América Latina y el Caribe atraviesan una crisis silenciosa que despoja a miles de niñas de su infancia. La región ocupa el segundo lugar a nivel mundial con las tasas más elevadas de partos en menores de 15 años. Según datos difundidos por las Naciones Unidas (ONU), en 2021, 5 de cada 100 niñas se convirtieron en madres, reflejo de un problema estructural que persiste pese a los compromisos internacionales asumidos.
La violencia sexual, junto con el limitado acceso a servicios de salud y educación sexual integral, marcan la vida de miles de niñas. Historias como las de Norma, en Ecuador; Fátima, en Guatemala; y Lucía y Susana, en Nicaragua, exponen un patrón que se repite en distintos países: niñas violentadas, sin acompañamiento médico ni psicológico, obligadas a seguir con embarazos que pudieron evitarse.
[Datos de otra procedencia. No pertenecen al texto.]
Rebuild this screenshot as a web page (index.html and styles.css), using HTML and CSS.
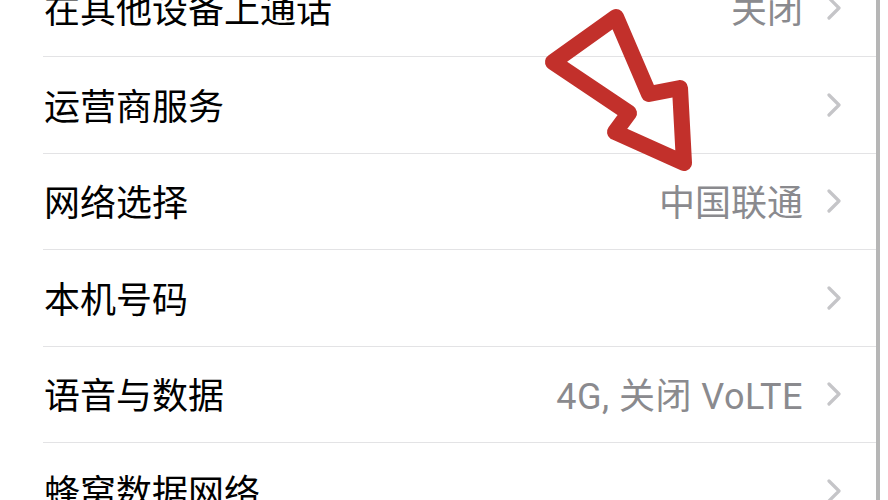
FILE: index.html
```html
<!DOCTYPE html>
<html lang="zh-CN">
<head>
<meta charset="utf-8">
<title>蜂窝网络</title>
<link rel="stylesheet" href="styles.css">
</head>
<body>
<div class="screen">
  <div class="list">
    <div class="row"><span class="label">在其他设备上通话</span><span class="value">关闭</span><svg class="chev" viewBox="0 0 16 24"><polyline points="3,2 13,12 3,22"/></svg></div>
    <div class="row"><span class="label">运营商服务</span><span class="value"></span><svg class="chev" viewBox="0 0 16 24"><polyline points="3,2 13,12 3,22"/></svg></div>
    <div class="row"><span class="label">网络选择</span><span class="value">中国联通</span><svg class="chev" viewBox="0 0 16 24"><polyline points="3,2 13,12 3,22"/></svg></div>
    <div class="row"><span class="label">本机号码</span><span class="value"></span><svg class="chev" viewBox="0 0 16 24"><polyline points="3,2 13,12 3,22"/></svg></div>
    <div class="row"><span class="label">语音与数据</span><span class="value latin">4G, 关闭 VoLTE</span><svg class="chev" viewBox="0 0 16 24"><polyline points="3,2 13,12 3,22"/></svg></div>
    <div class="row"><span class="label">蜂窝数据网络</span><span class="value"></span><svg class="chev" viewBox="0 0 16 24"><polyline points="3,2 13,12 3,22"/></svg></div>
  </div>
</div>
<svg class="mark" viewBox="0 0 888 500" width="888" height="500">
  <polygon points="616,17 553,62 629,113 615,132 684,163 680,88 649,94"/>
</svg>
</body>
</html>
```
FILE: styles.css
```css
html, body {
  margin: 0;
  padding: 0;
  background: #ffffff;
  overflow: hidden;
}
body {
  width: 888px;
  height: 500px;
  position: relative;
  font-family: "Roboto", "Noto Sans CJK SC", sans-serif;
}
.screen {
  display: flex;
  box-sizing: border-box;
  width: 888px;
  height: 500px;
  padding-right: 8px;
  overflow: hidden;
  background: #ffffff;
}
.list {
  flex: 1 1 0;
  min-width: 0;
  height: 540px;
  margin-top: -39.5px;
  border-right: 4px solid #b6b6b6;
  background: #ffffff;
}
.row {
  display: flex;
  align-items: center;
  height: 96.5px;
  box-sizing: border-box;
  margin-left: 43px;
  padding-left: 1px;
  padding-right: 34px;
  border-bottom: 1px solid #e3e3e5;
}
.label {
  flex: 1;
  font-size: 36px;
  line-height: 1;
  color: #000000;
  padding-top: 6px;
  white-space: nowrap;
}
.value {
  font-size: 36px;
  line-height: 1;
  color: #8a8a8e;
  padding-top: 6px;
  white-space: nowrap;
  margin-right: 23px;
}
.value.latin {
  letter-spacing: 0.5px;
}
.chev {
  width: 16px;
  height: 24px;
  flex: none;
}
.chev polyline {
  fill: none;
  stroke: #c5c5c8;
  stroke-width: 3.2;
  stroke-linecap: round;
  stroke-linejoin: round;
}
.mark {
  position: absolute;
  left: 0;
  top: 0;
  pointer-events: none;
}
.mark polygon {
  fill: none;
  stroke: #c2302b;
  stroke-width: 16;
  stroke-linejoin: round;
}
```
Estas niñas, víctimas de agresiones sexuales, fueron forzadas a continuar un embarazo no deseado, truncando sus proyectos de vida, estudios y dejando secuelas profundas en su salud. Las consecuencias son devastadoras: daños físicos y emocionales profundos, discriminación social y un futuro condicionado por decisiones impuestas. En estos casos, los Estados no solo incumplieron con su deber de protegerlas, sino que también reprodujeron estereotipos y prácticas que perpetúan la desigualdad y la violencia de género.
Sin embargo, en medio de esta realidad, también existen avances significativos como los dictámenes internacionales, los cuales reconocen que obligar a una niña a continuar con un embarazo constituye un trato cruel, inhumano y degradante. Este reconocimiento establece una obligación clara para los gobiernos: garantizar el acceso a servicios de salud seguros y legales, educación sexual integral y atención psicológica.